___ Data provided
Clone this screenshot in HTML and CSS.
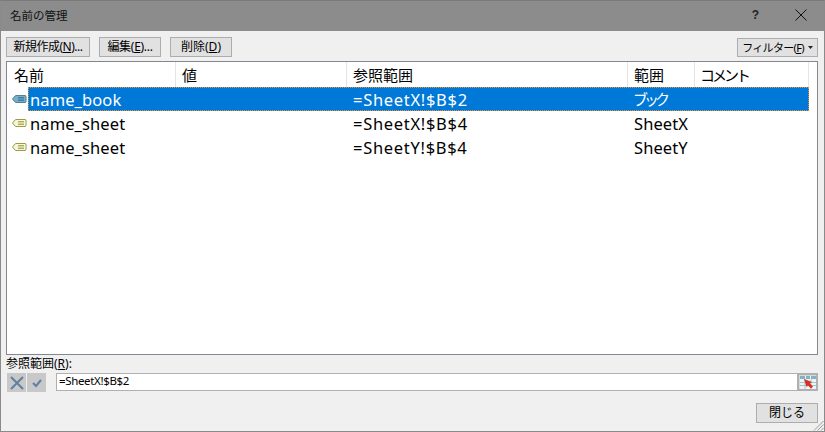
FILE: index.html
```html
<!DOCTYPE html>
<html lang="ja">
<head>
<meta charset="utf-8">
<title>名前の管理</title>
<link rel="stylesheet" href="styles.css">
</head>
<body>
<div class="dialog">
  <header class="titlebar">
    <span class="title">名前の管理</span>
    <span class="help">?</span>
    <svg class="close" width="12" height="12" viewBox="0 0 12 12"><path d="M.5.5l11 11M11.5.5l-11 11" stroke="#111" fill="none"/></svg>
  </header>
  <main class="client">
    <div class="toolbar">
      <button class="btn btn-new"><span>新規作成(<u>N</u>)...</span></button>
      <button class="btn btn-edit"><span>編集(<u>E</u>)...</span></button>
      <button class="btn btn-del"><span>削除(<u>D</u>)</span></button>
      <button class="btn btn-filter"><span>フィルター(<u>F</u>)</span><svg class="arrow" width="5" height="3" viewBox="0 0 5 3"><path d="M0 0h5L2.500 3z" fill="#222"/></svg></button>
    </div>
    <div class="list">
      <div class="row head">
        <span class="c c1">名前</span><span class="c c2">値</span><span class="c c3">参照範囲</span><span class="c c4">範囲</span><span class="c c5"><span class="kana-head">コメント</span></span>
      </div>
      <div class="row item selected">
        <svg class="tag" width="15" height="10" viewBox="0 0 15 10"><path d="M.5 5L3 2q.5-.5 1-.5h9q1 0 1 1v5q0 1-1 1H4q-.5 0-1-.5z" fill="#79adc8" stroke="#4f8296"/><path d="M6 3.500h6M6 5h6M6 6.500h6" stroke="#3f7f9f"/></svg>
        <div class="cells"><span class="c c1x">name_book</span><span class="c c3">=SheetX!$B$2</span><span class="c c4 kana">ブック</span></div>
      </div>
      <div class="row item">
        <svg class="tag" width="15" height="10" viewBox="0 0 15 10"><path d="M.5 5L3 2q.5-.5 1-.5h9q1 0 1 1v5q0 1-1 1H4q-.5 0-1-.5z" fill="#f8f8d8" stroke="#9a9a48"/><path d="M6 3.500h6M6 5h6M6 6.500h6" stroke="#b0b060"/></svg>
        <div class="cells"><span class="c c1x">name_sheet</span><span class="c c3">=SheetX!$B$4</span><span class="c c4">SheetX</span></div>
      </div>
      <div class="row item">
        <svg class="tag" width="15" height="10" viewBox="0 0 15 10"><path d="M.5 5L3 2q.5-.5 1-.5h9q1 0 1 1v5q0 1-1 1H4q-.5 0-1-.5z" fill="#f8f8d8" stroke="#9a9a48"/><path d="M6 3.500h6M6 5h6M6 6.500h6" stroke="#b0b060"/></svg>
        <div class="cells"><span class="c c1x">name_sheet</span><span class="c c3">=SheetY!$B$4</span><span class="c c4">SheetY</span></div>
      </div>
    </div>
    <div class="ref-label">参照範囲(<u>R</u>):</div>
    <div class="ref-row">
      <span class="icon-btn"><svg width="16" height="16" viewBox="0 0 16 16"><path d="M2 2l12 12M14 2L2 14" stroke="#5f7f9f" stroke-width="2" fill="none"/></svg></span>
      <span class="icon-btn"><svg width="12" height="10" viewBox="0 0 12 10"><path d="M2 5l3 3 5-6" stroke="#5f7fa8" stroke-width="2" fill="none"/></svg></span>
      <div class="ref-input">
        <span class="ref-text">=SheetX!$B$2</span>
        <span class="ref-pick"><svg width="16" height="13" viewBox="0 0 16 13"><path d="M0 0h16v13H0z" fill="#eef4f6"/><path d="M0 0h5v3H0zM6 0h4v3H6zM11 0h5v3h-5z" fill="#7fb4c4"/><path d="M0 6.500h16M0 9.500h16M5 3v10M11 3v10" stroke="#a8c4cf"/><path d="M4 3l8 3-2 1.500 3 3-2 2-3-3L6.500 11z" fill="#d8301f"/></svg></span>
      </div>
    </div>
    <div class="footer"><button class="btn btn-close">閉じる</button></div>
  </main>
  <svg class="grip" width="11" height="11" viewBox="0 0 11 11"><path d="M10.500 1L1 10.500M10.500 4.500L4.500 10.500M10.500 8L8 10.500" stroke="#9a9a9a" fill="none"/></svg>
</div>
</body>
</html>
```
FILE: styles.css
```css
* { box-sizing: border-box; }
html, body { margin: 0; height: 100%; }
body { font-family: "Noto Sans", "Noto Sans CJK JP", sans-serif; font-size: 12px; color: #000; overflow: hidden; }
.dialog { position: relative; width: 825px; height: 432px; display: flex; flex-direction: column; background: #f0f0f0; border: 1px solid #8a8a8a; border-top-color: #7a7a7a; }
.titlebar { height: 30px; flex: none; background: #8c8c8c; display: flex; align-items: center; padding: 0 17px 2px 9px; }
.title { flex: 1; font-size: 11.500px; color: #111; }
.help { font: bold 12px "Liberation Sans", sans-serif; margin-right: 36px; color: #222; }
.close { display: block; }
.client { flex: 1; display: flex; flex-direction: column; padding: 6px 6px 8px 5px; min-height: 0; }
.toolbar { display: flex; height: 20px; flex: none; margin-bottom: 4px; }
.btn { font: 12px "Noto Sans", "Noto Sans CJK JP", sans-serif; color: #000; background: #e1e1e1; border: 1px solid #adadad; height: 20px; padding: 0; display: flex; align-items: center; justify-content: center; line-height: 1; white-space: nowrap; }
.btn-new { width: 84px; letter-spacing: -.5px; }
.btn-edit { width: 62px; margin-left: 9px; letter-spacing: -.3px; }
.btn-del { width: 62px; margin-left: 9px; }
.btn-filter { width: 81px; margin-left: auto; margin-top: 1px; height: 19px; gap: 4px; font-size: 11px; letter-spacing: -.7px; }
.arrow { flex: none; }
.list { height: 294px; flex: none; background: #fff; border: 1px solid #828790; padding: 0 0 0 1px; font-size: 15px; }
.row { display: flex; align-items: center; white-space: nowrap; }
.head { height: 25px; }
.head .c { height: 25px; line-height: 27px; padding-left: 6px; border-right: 1px solid #e5e5e5; }
.kana-head { letter-spacing: -3px; margin-left: -1px; }
.item { height: 24px; font-size: 16.500px; }
.tag { flex: none; margin: 0 1px 0 4px; }
.cells { flex: 1; display: flex; height: 24px; line-height: 23px; margin-right: 8px; border: 1px dotted transparent; }
.selected .cells { background: #0078d7; color: #fff; border-color: #f09020; }
.c { display: block; flex: none; }
.c1 { width: 168px; }
.c1x { width: 318px; padding-left: 1px; letter-spacing: .1px; }
.c2 { width: 171px; }
.c3 { width: 281px; padding-left: 6px; }
.item .c3 { letter-spacing: .7px; }
.c4 { width: 67px; padding-left: 6px; }
.item .c4 { width: auto; letter-spacing: .1px; }
.item .kana { font-size: 15px; letter-spacing: -4px; padding-left: 5px; }
.head .c5 { width: 114px; }
.ref-label { font-size: 12px; height: 18px; line-height: 17px; flex: none; }
.ref-row { display: flex; height: 18px; flex: none; align-items: stretch; }
.icon-btn { width: 19px; height: 19px; margin-left: 1px; background: #c8c8c8; display: flex; align-items: center; justify-content: center; }
.icon-btn + .icon-btn { margin-right: 10px; }
.ref-input { flex: 1; display: flex; align-items: center; background: #fff; border: 1px solid #b0b0b0; border-right: 0; font-size: 11.500px; padding-left: 2px; line-height: 14px; }
.ref-text { flex: 1; margin-top: -2px; letter-spacing: -.35px; }
.ref-pick { width: 21px; height: 18px; background: #d8d8d8; border: 2px solid #b0b0b0; display: flex; align-items: center; justify-content: center; overflow: hidden; }
.footer { margin-top: auto; display: flex; justify-content: flex-end; flex: none; }
.btn-close { width: 62px; }
.grip { position: absolute; right: 0; bottom: 0; }
```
______
Challenge = Give an exact reproduction of every line, leaving out any picture.

Task solution =
Clone this screenshot in HTML and CSS.
FILE: index.html
```html
<!DOCTYPE html>
<html lang="ja">
<head>
<meta charset="utf-8">
<title>名前の管理</title>
<link rel="stylesheet" href="styles.css">
</head>
<body>
<div class="dialog">
  <header class="titlebar">
    <span class="title">名前の管理</span>
    <span class="help">?</span>
    <svg class="close" width="12" height="12" viewBox="0 0 12 12"><path d="M.5.5l11 11M11.5.5l-11 11" stroke="#111" fill="none"/></svg>
  </header>
  <main class="client">
    <div class="toolbar">
      <button class="btn btn-new"><span>新規作成(<u>N</u>)...</span></button>
      <button class="btn btn-edit"><span>編集(<u>E</u>)...</span></button>
      <button class="btn btn-del"><span>削除(<u>D</u>)</span></button>
      <button class="btn btn-filter"><span>フィルター(<u>F</u>)</span><svg class="arrow" width="5" height="3" viewBox="0 0 5 3"><path d="M0 0h5L2.500 3z" fill="#222"/></svg></button>
    </div>
    <div class="list">
      <div class="row head">
        <span class="c c1">名前</span><span class="c c2">値</span><span class="c c3">参照範囲</span><span class="c c4">範囲</span><span class="c c5"><span class="kana-head">コメント</span></span>
      </div>
      <div class="row item selected">
        <svg class="tag" width="15" height="10" viewBox="0 0 15 10"><path d="M.5 5L3 2q.5-.5 1-.5h9q1 0 1 1v5q0 1-1 1H4q-.5 0-1-.5z" fill="#79adc8" stroke="#4f8296"/><path d="M6 3.500h6M6 5h6M6 6.500h6" stroke="#3f7f9f"/></svg>
        <div class="cells"><span class="c c1x">name_book</span><span class="c c3">=SheetX!$B$2</span><span class="c c4 kana">ブック</span></div>
      </div>
      <div class="row item">
        <svg class="tag" width="15" height="10" viewBox="0 0 15 10"><path d="M.5 5L3 2q.5-.5 1-.5h9q1 0 1 1v5q0 1-1 1H4q-.5 0-1-.5z" fill="#f8f8d8" stroke="#9a9a48"/><path d="M6 3.500h6M6 5h6M6 6.500h6" stroke="#b0b060"/></svg>
        <div class="cells"><span class="c c1x">name_sheet</span><span class="c c3">=SheetX!$B$4</span><span class="c c4">SheetX</span></div>
      </div>
      <div class="row item">
        <svg class="tag" width="15" height="10" viewBox="0 0 15 10"><path d="M.5 5L3 2q.5-.5 1-.5h9q1 0 1 1v5q0 1-1 1H4q-.5 0-1-.5z" fill="#f8f8d8" stroke="#9a9a48"/><path d="M6 3.500h6M6 5h6M6 6.500h6" stroke="#b0b060"/></svg>
        <div class="cells"><span class="c c1x">name_sheet</span><span class="c c3">=SheetY!$B$4</span><span class="c c4">SheetY</span></div>
      </div>
    </div>
    <div class="ref-label">参照範囲(<u>R</u>):</div>
    <div class="ref-row">
      <span class="icon-btn"><svg width="16" height="16" viewBox="0 0 16 16"><path d="M2 2l12 12M14 2L2 14" stroke="#5f7f9f" stroke-width="2" fill="none"/></svg></span>
      <span class="icon-btn"><svg width="12" height="10" viewBox="0 0 12 10"><path d="M2 5l3 3 5-6" stroke="#5f7fa8" stroke-width="2" fill="none"/></svg></span>
      <div class="ref-input">
        <span class="ref-text">=SheetX!$B$2</span>
        <span class="ref-pick"><svg width="16" height="13" viewBox="0 0 16 13"><path d="M0 0h16v13H0z" fill="#eef4f6"/><path d="M0 0h5v3H0zM6 0h4v3H6zM11 0h5v3h-5z" fill="#7fb4c4"/><path d="M0 6.500h16M0 9.500h16M5 3v10M11 3v10" stroke="#a8c4cf"/><path d="M4 3l8 3-2 1.500 3 3-2 2-3-3L6.500 11z" fill="#d8301f"/></svg></span>
      </div>
    </div>
    <div class="footer"><button class="btn btn-close">閉じる</button></div>
  </main>
  <svg class="grip" width="11" height="11" viewBox="0 0 11 11"><path d="M10.500 1L1 10.500M10.500 4.500L4.500 10.500M10.500 8L8 10.500" stroke="#9a9a9a" fill="none"/></svg>
</div>
</body>
</html>
```
FILE: styles.css
```css
* { box-sizing: border-box; }
html, body { margin: 0; height: 100%; }
body { font-family: "Noto Sans", "Noto Sans CJK JP", sans-serif; font-size: 12px; color: #000; overflow: hidden; }
.dialog { position: relative; width: 825px; height: 432px; display: flex; flex-direction: column; background: #f0f0f0; border: 1px solid #8a8a8a; border-top-color: #7a7a7a; }
.titlebar { height: 30px; flex: none; background: #8c8c8c; display: flex; align-items: center; padding: 0 17px 2px 9px; }
.title { flex: 1; font-size: 11.500px; color: #111; }
.help { font: bold 12px "Liberation Sans", sans-serif; margin-right: 36px; color: #222; }
.close { display: block; }
.client { flex: 1; display: flex; flex-direction: column; padding: 6px 6px 8px 5px; min-height: 0; }
.toolbar { display: flex; height: 20px; flex: none; margin-bottom: 4px; }
.btn { font: 12px "Noto Sans", "Noto Sans CJK JP", sans-serif; color: #000; background: #e1e1e1; border: 1px solid #adadad; height: 20px; padding: 0; display: flex; align-items: center; justify-content: center; line-height: 1; white-space: nowrap; }
.btn-new { width: 84px; letter-spacing: -.5px; }
.btn-edit { width: 62px; margin-left: 9px; letter-spacing: -.3px; }
.btn-del { width: 62px; margin-left: 9px; }
.btn-filter { width: 81px; margin-left: auto; margin-top: 1px; height: 19px; gap: 4px; font-size: 11px; letter-spacing: -.7px; }
.arrow { flex: none; }
.list { height: 294px; flex: none; background: #fff; border: 1px solid #828790; padding: 0 0 0 1px; font-size: 15px; }
.row { display: flex; align-items: center; white-space: nowrap; }
.head { height: 25px; }
.head .c { height: 25px; line-height: 27px; padding-left: 6px; border-right: 1px solid #e5e5e5; }
.kana-head { letter-spacing: -3px; margin-left: -1px; }
.item { height: 24px; font-size: 16.500px; }
.tag { flex: none; margin: 0 1px 0 4px; }
.cells { flex: 1; display: flex; height: 24px; line-height: 23px; margin-right: 8px; border: 1px dotted transparent; }
.selected .cells { background: #0078d7; color: #fff; border-color: #f09020; }
.c { display: block; flex: none; }
.c1 { width: 168px; }
.c1x { width: 318px; padding-left: 1px; letter-spacing: .1px; }
.c2 { width: 171px; }
.c3 { width: 281px; padding-left: 6px; }
.item .c3 { letter-spacing: .7px; }
.c4 { width: 67px; padding-left: 6px; }
.item .c4 { width: auto; letter-spacing: .1px; }
.item .kana { font-size: 15px; letter-spacing: -4px; padding-left: 5px; }
.head .c5 { width: 114px; }
.ref-label { font-size: 12px; height: 18px; line-height: 17px; flex: none; }
.ref-row { display: flex; height: 18px; flex: none; align-items: stretch; }
.icon-btn { width: 19px; height: 19px; margin-left: 1px; background: #c8c8c8; display: flex; align-items: center; justify-content: center; }
.icon-btn + .icon-btn { margin-right: 10px; }
.ref-input { flex: 1; display: flex; align-items: center; background: #fff; border: 1px solid #b0b0b0; border-right: 0; font-size: 11.500px; padding-left: 2px; line-height: 14px; }
.ref-text { flex: 1; margin-top: -2px; letter-spacing: -.35px; }
.ref-pick { width: 21px; height: 18px; background: #d8d8d8; border: 2px solid #b0b0b0; display: flex; align-items: center; justify-content: center; overflow: hidden; }
.footer { margin-top: auto; display: flex; justify-content: flex-end; flex: none; }
.btn-close { width: 62px; }
.grip { position: absolute; right: 0; bottom: 0; }
```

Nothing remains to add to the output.